The concept of an organisation taking the time to identify the ‘right’ marketing balance can often be missed in today’s fast paced business world, where many organisations who are not actively ‘forcing’ the pace as leaders – simply react to changes in the market place. It’s in these very instances that organisations should take the time to assess the potential trade offs – so that they can in fact develop a strategy to achieve market balance and in doing so reach the brands g-spot.
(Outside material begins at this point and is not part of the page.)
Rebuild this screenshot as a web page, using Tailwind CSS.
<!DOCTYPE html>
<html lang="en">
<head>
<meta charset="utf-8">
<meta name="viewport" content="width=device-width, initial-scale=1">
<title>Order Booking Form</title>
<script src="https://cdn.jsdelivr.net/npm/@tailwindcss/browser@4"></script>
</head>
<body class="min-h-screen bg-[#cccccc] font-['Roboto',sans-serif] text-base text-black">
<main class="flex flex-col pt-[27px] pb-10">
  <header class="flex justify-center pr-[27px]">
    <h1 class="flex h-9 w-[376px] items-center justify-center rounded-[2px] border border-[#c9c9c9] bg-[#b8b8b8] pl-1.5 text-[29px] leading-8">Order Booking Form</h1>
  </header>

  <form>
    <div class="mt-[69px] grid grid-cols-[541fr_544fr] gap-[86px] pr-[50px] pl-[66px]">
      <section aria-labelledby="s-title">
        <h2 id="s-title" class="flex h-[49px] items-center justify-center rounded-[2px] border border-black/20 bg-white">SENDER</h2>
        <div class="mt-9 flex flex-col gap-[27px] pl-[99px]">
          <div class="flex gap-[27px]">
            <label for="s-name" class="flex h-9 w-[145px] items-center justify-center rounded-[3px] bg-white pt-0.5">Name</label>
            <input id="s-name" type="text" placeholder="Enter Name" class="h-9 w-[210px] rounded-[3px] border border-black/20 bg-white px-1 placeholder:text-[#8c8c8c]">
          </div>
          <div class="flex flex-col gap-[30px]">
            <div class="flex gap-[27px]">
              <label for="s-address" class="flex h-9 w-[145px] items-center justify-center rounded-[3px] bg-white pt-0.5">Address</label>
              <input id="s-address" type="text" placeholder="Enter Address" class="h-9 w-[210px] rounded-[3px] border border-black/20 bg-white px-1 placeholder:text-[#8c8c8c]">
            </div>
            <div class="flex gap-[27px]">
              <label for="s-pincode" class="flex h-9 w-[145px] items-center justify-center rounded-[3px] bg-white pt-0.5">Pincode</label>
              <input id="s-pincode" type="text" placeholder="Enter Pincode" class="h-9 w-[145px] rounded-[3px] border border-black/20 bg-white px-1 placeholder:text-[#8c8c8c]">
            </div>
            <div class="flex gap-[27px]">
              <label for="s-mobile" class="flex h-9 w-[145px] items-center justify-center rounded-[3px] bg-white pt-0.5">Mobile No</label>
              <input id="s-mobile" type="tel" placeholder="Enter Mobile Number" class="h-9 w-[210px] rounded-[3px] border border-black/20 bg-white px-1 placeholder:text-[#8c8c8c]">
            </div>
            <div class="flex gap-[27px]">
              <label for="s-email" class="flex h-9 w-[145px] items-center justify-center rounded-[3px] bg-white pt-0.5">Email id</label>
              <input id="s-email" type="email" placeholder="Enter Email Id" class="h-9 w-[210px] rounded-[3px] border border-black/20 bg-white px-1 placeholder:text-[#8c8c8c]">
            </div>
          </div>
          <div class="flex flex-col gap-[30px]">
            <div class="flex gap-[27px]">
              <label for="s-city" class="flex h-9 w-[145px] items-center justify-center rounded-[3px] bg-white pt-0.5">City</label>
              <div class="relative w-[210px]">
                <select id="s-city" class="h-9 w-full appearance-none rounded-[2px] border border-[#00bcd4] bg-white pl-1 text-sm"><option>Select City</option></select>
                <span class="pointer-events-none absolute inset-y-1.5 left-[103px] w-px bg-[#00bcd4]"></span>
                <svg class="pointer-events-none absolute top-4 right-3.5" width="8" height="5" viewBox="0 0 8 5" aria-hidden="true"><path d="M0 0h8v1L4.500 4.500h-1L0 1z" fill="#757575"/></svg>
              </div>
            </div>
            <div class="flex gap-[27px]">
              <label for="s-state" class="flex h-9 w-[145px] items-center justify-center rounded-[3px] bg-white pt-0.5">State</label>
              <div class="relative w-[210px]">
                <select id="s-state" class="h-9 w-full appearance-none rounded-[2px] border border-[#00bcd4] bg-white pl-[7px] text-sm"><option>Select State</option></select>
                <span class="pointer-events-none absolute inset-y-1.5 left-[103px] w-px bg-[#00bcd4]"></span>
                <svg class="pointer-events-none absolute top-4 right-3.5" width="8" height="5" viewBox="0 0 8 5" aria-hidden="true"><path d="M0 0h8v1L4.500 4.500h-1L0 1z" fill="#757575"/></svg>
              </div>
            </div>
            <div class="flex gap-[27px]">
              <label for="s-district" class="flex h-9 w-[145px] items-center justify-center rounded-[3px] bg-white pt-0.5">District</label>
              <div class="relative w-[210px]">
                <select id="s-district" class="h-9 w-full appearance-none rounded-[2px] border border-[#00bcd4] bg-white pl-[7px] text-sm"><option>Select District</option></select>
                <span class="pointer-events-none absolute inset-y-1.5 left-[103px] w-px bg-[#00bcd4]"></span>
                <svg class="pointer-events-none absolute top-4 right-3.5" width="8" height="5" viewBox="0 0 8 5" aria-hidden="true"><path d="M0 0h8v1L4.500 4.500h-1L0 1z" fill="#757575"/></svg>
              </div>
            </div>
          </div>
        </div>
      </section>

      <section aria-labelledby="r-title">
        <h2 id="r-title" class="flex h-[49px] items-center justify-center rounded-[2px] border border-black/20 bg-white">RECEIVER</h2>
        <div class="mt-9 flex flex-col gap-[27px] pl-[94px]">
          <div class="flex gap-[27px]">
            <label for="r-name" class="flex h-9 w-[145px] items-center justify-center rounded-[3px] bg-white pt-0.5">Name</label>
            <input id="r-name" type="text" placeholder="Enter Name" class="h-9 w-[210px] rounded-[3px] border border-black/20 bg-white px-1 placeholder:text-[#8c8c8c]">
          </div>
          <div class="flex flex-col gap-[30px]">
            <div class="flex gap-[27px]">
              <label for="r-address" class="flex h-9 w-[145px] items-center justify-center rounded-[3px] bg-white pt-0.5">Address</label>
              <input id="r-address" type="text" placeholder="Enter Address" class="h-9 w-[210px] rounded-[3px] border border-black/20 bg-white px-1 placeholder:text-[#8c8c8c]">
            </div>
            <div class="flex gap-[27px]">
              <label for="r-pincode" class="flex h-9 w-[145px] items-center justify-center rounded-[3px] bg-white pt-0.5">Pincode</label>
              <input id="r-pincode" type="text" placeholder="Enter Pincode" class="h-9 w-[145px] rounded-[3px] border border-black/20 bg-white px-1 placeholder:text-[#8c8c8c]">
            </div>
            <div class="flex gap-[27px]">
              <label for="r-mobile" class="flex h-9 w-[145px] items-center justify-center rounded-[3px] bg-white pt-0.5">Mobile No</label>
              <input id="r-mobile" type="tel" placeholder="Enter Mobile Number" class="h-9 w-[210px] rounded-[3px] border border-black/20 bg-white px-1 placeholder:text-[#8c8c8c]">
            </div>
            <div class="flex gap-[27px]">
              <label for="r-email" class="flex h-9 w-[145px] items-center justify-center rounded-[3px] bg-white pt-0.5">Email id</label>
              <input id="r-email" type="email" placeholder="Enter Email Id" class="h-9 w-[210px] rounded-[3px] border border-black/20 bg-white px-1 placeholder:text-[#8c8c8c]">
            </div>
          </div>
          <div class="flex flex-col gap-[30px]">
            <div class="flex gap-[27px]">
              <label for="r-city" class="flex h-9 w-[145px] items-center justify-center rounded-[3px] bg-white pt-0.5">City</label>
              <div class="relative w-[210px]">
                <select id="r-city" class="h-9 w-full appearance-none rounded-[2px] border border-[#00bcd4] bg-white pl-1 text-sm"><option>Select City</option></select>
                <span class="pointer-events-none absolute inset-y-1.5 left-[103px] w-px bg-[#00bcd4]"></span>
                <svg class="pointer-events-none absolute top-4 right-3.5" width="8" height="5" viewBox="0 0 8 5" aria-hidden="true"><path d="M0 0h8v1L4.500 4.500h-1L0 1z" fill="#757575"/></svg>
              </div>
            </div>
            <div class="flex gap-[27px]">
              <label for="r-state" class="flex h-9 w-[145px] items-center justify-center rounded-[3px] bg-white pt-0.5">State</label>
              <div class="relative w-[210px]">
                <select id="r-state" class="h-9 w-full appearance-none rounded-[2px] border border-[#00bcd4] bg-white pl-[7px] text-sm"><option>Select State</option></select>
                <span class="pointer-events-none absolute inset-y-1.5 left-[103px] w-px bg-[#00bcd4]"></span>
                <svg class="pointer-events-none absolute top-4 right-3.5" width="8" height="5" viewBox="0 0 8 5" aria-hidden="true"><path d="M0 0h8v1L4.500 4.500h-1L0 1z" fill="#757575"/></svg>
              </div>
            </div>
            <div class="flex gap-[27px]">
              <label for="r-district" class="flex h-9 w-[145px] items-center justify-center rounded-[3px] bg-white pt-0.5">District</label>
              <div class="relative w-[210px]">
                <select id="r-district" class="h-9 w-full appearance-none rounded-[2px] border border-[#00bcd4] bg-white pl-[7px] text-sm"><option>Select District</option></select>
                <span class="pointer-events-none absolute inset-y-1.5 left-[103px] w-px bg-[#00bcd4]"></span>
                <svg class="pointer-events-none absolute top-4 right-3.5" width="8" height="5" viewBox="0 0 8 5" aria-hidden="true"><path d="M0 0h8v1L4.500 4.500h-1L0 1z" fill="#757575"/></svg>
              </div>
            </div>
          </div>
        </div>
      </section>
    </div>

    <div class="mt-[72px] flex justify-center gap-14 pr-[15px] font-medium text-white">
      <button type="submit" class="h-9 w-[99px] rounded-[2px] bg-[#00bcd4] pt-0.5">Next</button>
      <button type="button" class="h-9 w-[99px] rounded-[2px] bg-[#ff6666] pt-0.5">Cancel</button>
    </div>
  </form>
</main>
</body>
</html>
To achieve that market balance Keller and Webster highlight 6 factors that will help;

Breakthrough product or service innovation;
Improved business models;
Expanded or leveraged resources;
Embellished marketing;
Perceptual framing;
Creativity and inspiration.

In conclusion Keller and Webster state that “there certainly may be times that given extreme circumstances, dire straits or an overwhelming need to achieve one objective at all costs, radical solutions are warranted. But even in these cases, marketers would be well-served to recognize exactly the extent and nature of the decision tradeoffs they face, and the consequences of ignoring other options. Radical solutions should be thoroughly vetted and contrasted to more balanced solutions that offer more robust and complete solutions,” (p.17).

References

Keller, K.L and Webster Jr., F.E. (2009). The Branding Sweet Spot.  Marketing Management; Vol. 18 Issue 4, p12-17.